Sunday, August 06, 2017

ACTU – Remote work-for-the-dole scheme is racist

The compulsory Community Development Program unfairly targets Indigenous people and is definitely discriminatory, Sally McManus, the recently appointed secretary of the Australian Council of Trade Unions, made the comments at the Garma festival in north-east Arnhem Land on Sunday. In a speech she said the compulsory Community Development Program (CDP), which required participants to do 25 hours of “work-like activity” a week for welfare payments at a rate of about $10 an hour, unfairly targeted Indigenous people and was a “stark reminder” of the continuing existence of structural racism.

“People are working, some of them in jobs they were once paid award wages for and often for for-profit companies. The employers are getting CDP workers for free.”

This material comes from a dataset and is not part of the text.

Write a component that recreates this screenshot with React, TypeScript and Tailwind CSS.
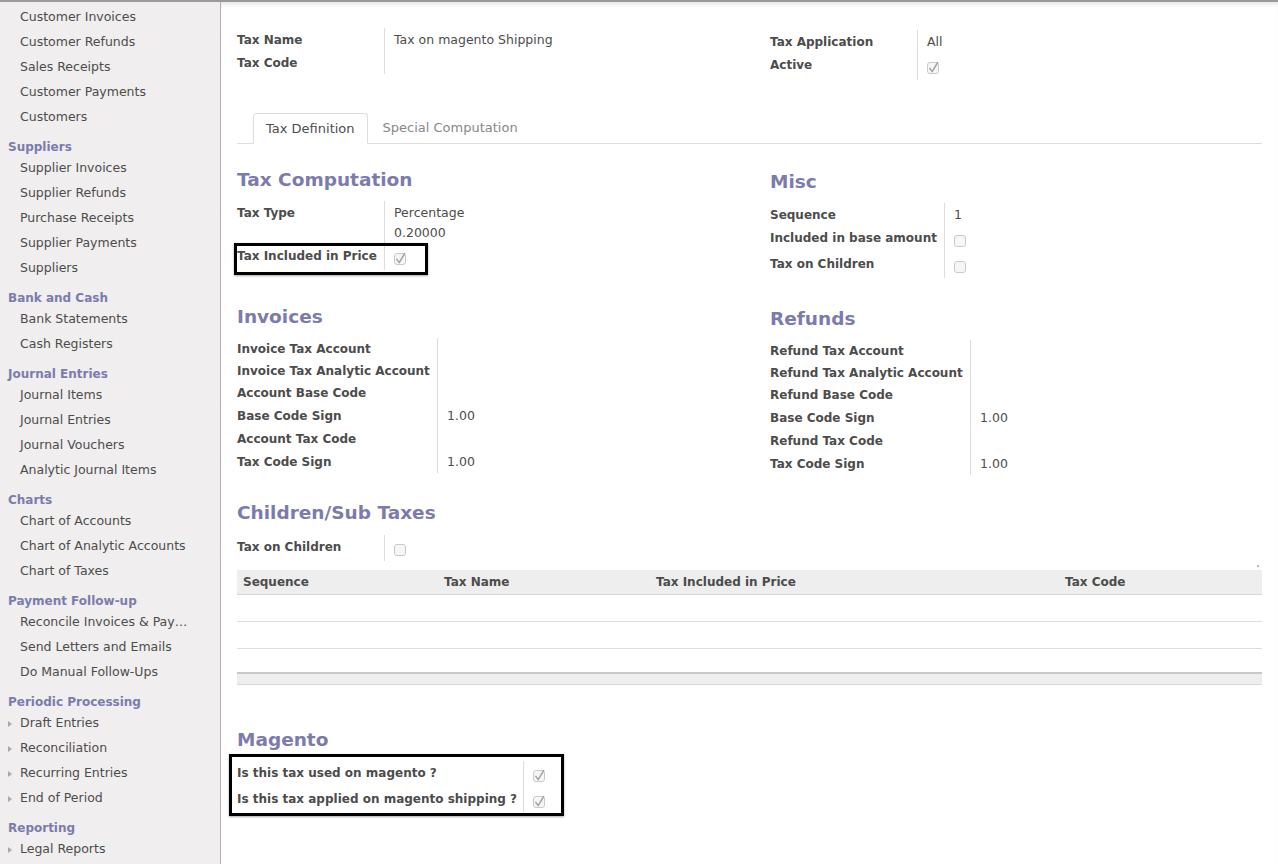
import React from "react";

const LABEL = "text-[12px] font-bold text-[#4c4c4c] leading-[16px] whitespace-nowrap";
const VAL = "text-[12.5px] text-[#4c4c4c] leading-[16px] whitespace-nowrap";

function Checkbox({ checked }: { checked?: boolean }) {
  return (
    <svg width="14" height="14" viewBox="0 0 14 14" className="block">
      <rect x="1.5" y="1.5" width="11" height="11" rx="2.5" fill="#f6f6f6" stroke="#c9c9c9" />
      {checked && (
        <path
          d="M3.8 7.4 L6.2 10.6 L11.6 1.6"
          stroke="#a2a2a2"
          strokeWidth="1.5"
          fill="none"
          strokeLinecap="round"
          strokeLinejoin="round"
        />
      )}
    </svg>
  );
}

function TextRow({ label, lw, h, value }: { label: string; lw: string; h: string; value?: string }) {
  return (
    <div className={`flex ${h}`}>
      <div className={`${lw} shrink-0 border-r border-[#dcdcdc] flex items-center`}>
        <span className={LABEL}>{label}</span>
      </div>
      <div className="flex items-center pl-[9px]">
        {value && <span className={VAL}>{value}</span>}
      </div>
    </div>
  );
}

function CheckRow({ label, lw, h, checked }: { label: string; lw: string; h: string; checked?: boolean }) {
  return (
    <div className={`flex ${h}`}>
      <div className={`${lw} shrink-0 border-r border-[#dcdcdc] pt-[4px] ${LABEL}`}>{label}</div>
      <div className="pl-[8px] pt-[8px]">
        <Checkbox checked={checked} />
      </div>
    </div>
  );
}

function Heading({ children }: { children: React.ReactNode }) {
  return <h2 className="h-[24px] leading-[24px] text-[18.5px] font-bold text-[#7c7bad] whitespace-nowrap">{children}</h2>;
}

const sections: { title?: string; arrow?: boolean; items: string[] }[] = [
  { items: ["Customer Invoices", "Customer Refunds", "Sales Receipts", "Customer Payments", "Customers"] },
  { title: "Suppliers", items: ["Supplier Invoices", "Supplier Refunds", "Purchase Receipts", "Supplier Payments", "Suppliers"] },
  { title: "Bank and Cash", items: ["Bank Statements", "Cash Registers"] },
  { title: "Journal Entries", items: ["Journal Items", "Journal Entries", "Journal Vouchers", "Analytic Journal Items"] },
  { title: "Charts", items: ["Chart of Accounts", "Chart of Analytic Accounts", "Chart of Taxes"] },
  { title: "Payment Follow-up", items: ["Reconcile Invoices & Pay…", "Send Letters and Emails", "Do Manual Follow-Ups"] },
  { title: "Periodic Processing", arrow: true, items: ["Draft Entries", "Reconciliation", "Recurring Entries", "End of Period"] },
  { title: "Reporting", arrow: true, items: ["Legal Reports"] },
];

function Sidebar() {
  return (
    <div className="w-[221px] shrink-0 bg-[#f0eeee] border-r border-[#afafb6] pt-[3px] overflow-hidden">
      {sections.map((s, i) => (
        <div key={i}>
          {s.title && (
            <div className="h-[26px] pt-[9px] pl-[8px] leading-[17px] text-[12px] font-bold text-[#7c7bad] whitespace-nowrap">
              {s.title}
            </div>
          )}
          {s.items.map((it) => (
            <div key={it} className="h-[25px] flex items-center pl-[8px] text-[12.5px] text-[#4c4c4c] whitespace-nowrap">
              <div className="w-[12px] shrink-0">
                {s.arrow && (
                  <div className="w-0 h-0 border-l-[4px] border-l-[#a8a8a8] border-y-[3.5px] border-y-transparent" />
                )}
              </div>
              <span>{it}</span>
            </div>
          ))}
        </div>
      ))}
    </div>
  );
}

export default function App() {
  return (
    <div className="h-screen w-full flex flex-col overflow-hidden bg-white font-['DejaVu_Sans',sans-serif]">
      <div className="h-[2px] shrink-0 bg-[#9a9a9a]" />
      <div className="flex flex-1 min-h-0">
        <Sidebar />
        <div className="flex-1 min-w-0 px-[16px] pt-[26px] shadow-[inset_0_5px_7px_-5px_rgba(0,0,0,0.18)]">
          {/* header fields */}
          <div className="grid grid-cols-[533px_1fr]">
            <div>
              <TextRow label="Tax Name" lw="w-[148px]" h="h-[24px]" value="Tax on magento Shipping" />
              <TextRow label="Tax Code" lw="w-[148px]" h="h-[22px]" />
            </div>
            <div className="pt-[2px]">
              <TextRow label="Tax Application" lw="w-[148px]" h="h-[23px]" value="All" />
              <CheckRow label="Active" lw="w-[148px]" h="h-[27px]" checked />
            </div>
          </div>

          {/* tabs */}
          <div className="mt-[32px] flex items-end border-b border-[#dddddd] pl-[16px]">
            <div className="h-[31px] -mb-px flex items-center px-[12px] border border-[#dddddd] border-b-white rounded-t-[4px] bg-white text-[13px] text-[#4c4c4c] whitespace-nowrap">
              Tax Definition
            </div>
            <div className="h-[31px] flex items-center ml-[1px] px-[14px] text-[13px] text-[#888888] whitespace-nowrap">
              Special Computation
            </div>
          </div>

          {/* section 1 */}
          <div className="mt-[24px] grid grid-cols-[533px_1fr]">
            <div>
              <Heading>Tax Computation</Heading>
              <div className="mt-[9px]">
                <div className="flex h-[43px]">
                  <div className={`w-[148px] shrink-0 border-r border-[#dcdcdc] pt-[4px] ${LABEL}`}>Tax Type</div>
                  <div className="pl-[9px] pt-[2px] text-[12.5px] text-[#4c4c4c] leading-[20px]">
                    <div>Percentage</div>
                    <div>0.20000</div>
                  </div>
                </div>
                <div className="relative">
                  <CheckRow label="Tax Included in Price" lw="w-[148px]" h="h-[26px]" checked />
                  <div className="absolute left-[-3px] top-[-1px] w-[194px] h-[32px] border-[3px] border-black shadow-[0_1px_2px_rgba(0,0,0,0.35)] pointer-events-none" />
                </div>
              </div>
            </div>
            <div className="pt-[2px]">
              <Heading>Misc</Heading>
              <div className="mt-[9px]">
                <TextRow label="Sequence" lw="w-[175px]" h="h-[23px]" value="1" />
                <CheckRow label="Included in base amount" lw="w-[175px]" h="h-[26px]" />
                <CheckRow label="Tax on Children" lw="w-[175px]" h="h-[26px]" />
              </div>
            </div>
          </div>

          {/* section 2 */}
          <div className="mt-[27px] grid grid-cols-[533px_1fr]">
            <div>
              <Heading>Invoices</Heading>
              <div className="mt-[9px]">
                <TextRow label="Invoice Tax Account" lw="w-[201px]" h="h-[22px]" />
                <TextRow label="Invoice Tax Analytic Account" lw="w-[201px]" h="h-[22px]" />
                <TextRow label="Account Base Code" lw="w-[201px]" h="h-[22px]" />
                <TextRow label="Base Code Sign" lw="w-[201px]" h="h-[23px]" value="1.00" />
                <TextRow label="Account Tax Code" lw="w-[201px]" h="h-[23px]" />
                <TextRow label="Tax Code Sign" lw="w-[201px]" h="h-[23px]" value="1.00" />
              </div>
            </div>
            <div className="pt-[2px]">
              <Heading>Refunds</Heading>
              <div className="mt-[9px]">
                <TextRow label="Refund Tax Account" lw="w-[201px]" h="h-[22px]" />
                <TextRow label="Refund Tax Analytic Account" lw="w-[201px]" h="h-[22px]" />
                <TextRow label="Refund Base Code" lw="w-[201px]" h="h-[22px]" />
                <TextRow label="Base Code Sign" lw="w-[201px]" h="h-[23px]" value="1.00" />
                <TextRow label="Refund Tax Code" lw="w-[201px]" h="h-[23px]" />
                <TextRow label="Tax Code Sign" lw="w-[201px]" h="h-[23px]" value="1.00" />
              </div>
            </div>
          </div>

          {/* section 3 */}
          <div className="mt-[26px]">
            <Heading>Children/Sub Taxes</Heading>
            <div className="mt-[10px]">
              <CheckRow label="Tax on Children" lw="w-[148px]" h="h-[26px]" />
            </div>
            <div className="h-[9px] flex justify-end items-center pr-[3px]">
              <div className="w-[2px] h-[2px] bg-[#bbbbbb]" />
            </div>
            <table className="w-full table-fixed border-collapse">
              <colgroup>
                <col className="w-[201px]" />
                <col className="w-[212px]" />
                <col className="w-[409px]" />
                <col />
              </colgroup>
              <thead>
                <tr className="h-[24px] bg-[#eeeeee]">
                  {["Sequence", "Tax Name", "Tax Included in Price", "Tax Code"].map((h) => (
                    <th key={h} className={`${LABEL} text-left pl-[6px] border-b border-[#d6d6d6]`}>
                      {h}
                    </th>
                  ))}
                </tr>
              </thead>
              <tbody>
                <tr className="h-[27px]">
                  <td colSpan={4} className="border-b border-[#dddddd]" />
                </tr>
                <tr className="h-[27px]">
                  <td colSpan={4} className="border-b border-[#dddddd]" />
                </tr>
                <tr className="h-[25px]">
                  <td colSpan={4} />
                </tr>
                <tr className="h-[11px]">
                  <td colSpan={4} className="bg-[#eeeeee] border-t-2 border-t-[#c8c8c8] border-b border-b-[#d8d8d8]" />
                </tr>
              </tbody>
            </table>
          </div>

          {/* section 4 */}
          <div className="mt-[43px]">
            <Heading>Magento</Heading>
            <div className="mt-[9px] relative">
              <CheckRow label="Is this tax used on magento ?" lw="w-[287px]" h="h-[26px]" checked />
              <CheckRow label="Is this tax applied on magento shipping ?" lw="w-[287px]" h="h-[26px]" checked />
              <div className="absolute left-[-8px] top-[-7px] w-[335px] h-[62px] border-[3px] border-black shadow-[0_1px_2px_rgba(0,0,0,0.35)] pointer-events-none" />
            </div>
          </div>
        </div>
      </div>
    </div>
  );
}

She earlier told Guardian Australia it was already “definitely discriminatory” because it applied only to people in rural and remote areas.
  • “How can it be that some people in Australia have to work 52 weeks a year, $10 an hour, and then other people who aren’t in rural and remote areas don’t?” she said.
  • “And then out of the people in the program, 85% are Indigenous. Does it need to be 100% before we say it’s racist? It’s pretty clear as far as I’m concerned that it applies to some people and not others and it’s massively impacting on Indigenous people more than other people. I think if people in urban areas and cities knew this was happening they’d be outraged. But they don’t because it’s remote Australia.”
  • McManus said the compulsory work was in areas with the highest unemployment.
  • “Are you really saying to those people you’ve got to leave your land, leave your country, is that what it’s really about?”
Former Liberal deputy leader Fred Chaney said the $1.5b initiative, which covered more than 35,000 mostly Aboriginal people, had seriously disadvantaged vulnerable people.

“It has caused pain and indeed hunger,” he said. “They should be in a work-like situation, not imprisoned in a [system] of immense complexity which is causing immense hardship through breaching.”


In his speech, opposition leader Bill Shorten said Indigenous people didn’t need “a ‘Balanda’ lecture about the difficulty of changing the constitution”.

Shorten said Labor fully supported the recommendations for a constitutionally enshrined voice, for a Makarrata – a truth telling process – and for treaties.

He said people should look to the 1967 referendum as an inspiration, not the 1999 one as a warning. “There’s no reason why that can’t be done by the end of this year, the issues have been traversed for a decade.”


“We have had 10 years plus of good intentions, it is now time perhaps for more action.”